Rocco De Nicola1, GianLuigi Ferrari2, Rosario
Pugliese1,
1 Dipartimento di Sistemi e Informatica, Universita' di
Firenze
2 Dipartimento di Informatica, Universita' di Pisa
Abstract
We investigate the issue of designing a kernel programming language
for Mobile Computing and describe Klaim, a language that
supports a programming paradigm where processes, like data, can be
moved from one computing environment to another. The language consists
of a core Linda with multiple tuple spaces and of a set of operators
for building processes. Klaim naturally supports programming with explicit
localities. Localities are first-class data (they can be manipulated like
any other data), but the language provides coordination mechanisms to control
the interaction protocols among located processes.
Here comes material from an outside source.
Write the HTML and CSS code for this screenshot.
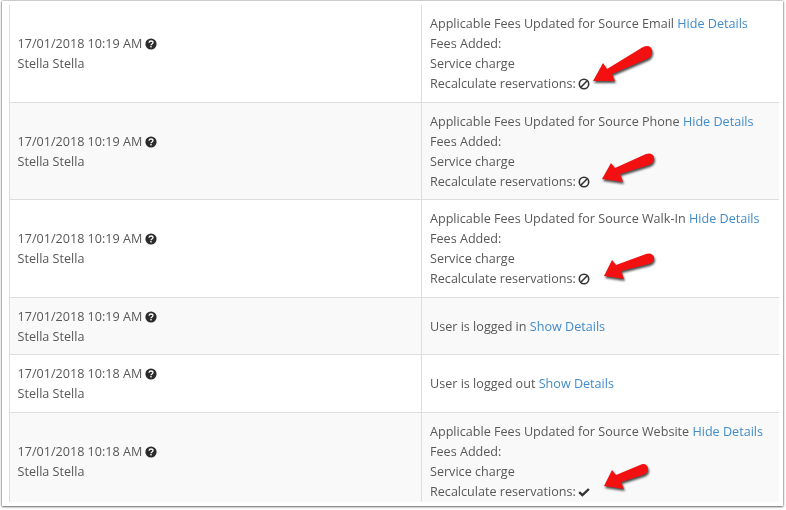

The formal operational
semantics is useful for discussing the design of the language and provides
guidelines for implementations. Klaim is equipped with a type system that
statically checks access rights violations of mobile agents. Types are
used to describe the intentions (read, write, execute, etc.) of processes
in relation to the various localities. The type system is used to determine
the operations that processes want to perform at each locality, and to
check whether they comply with the declared intentions and whether they
have the necessary rights to perform the intended operations at the specific
localities. Via a series of examples, we show that many mobile code programming
paradigms can be naturally implemented in our kernel language. We also
present a prototype implementation of Klaim in Java.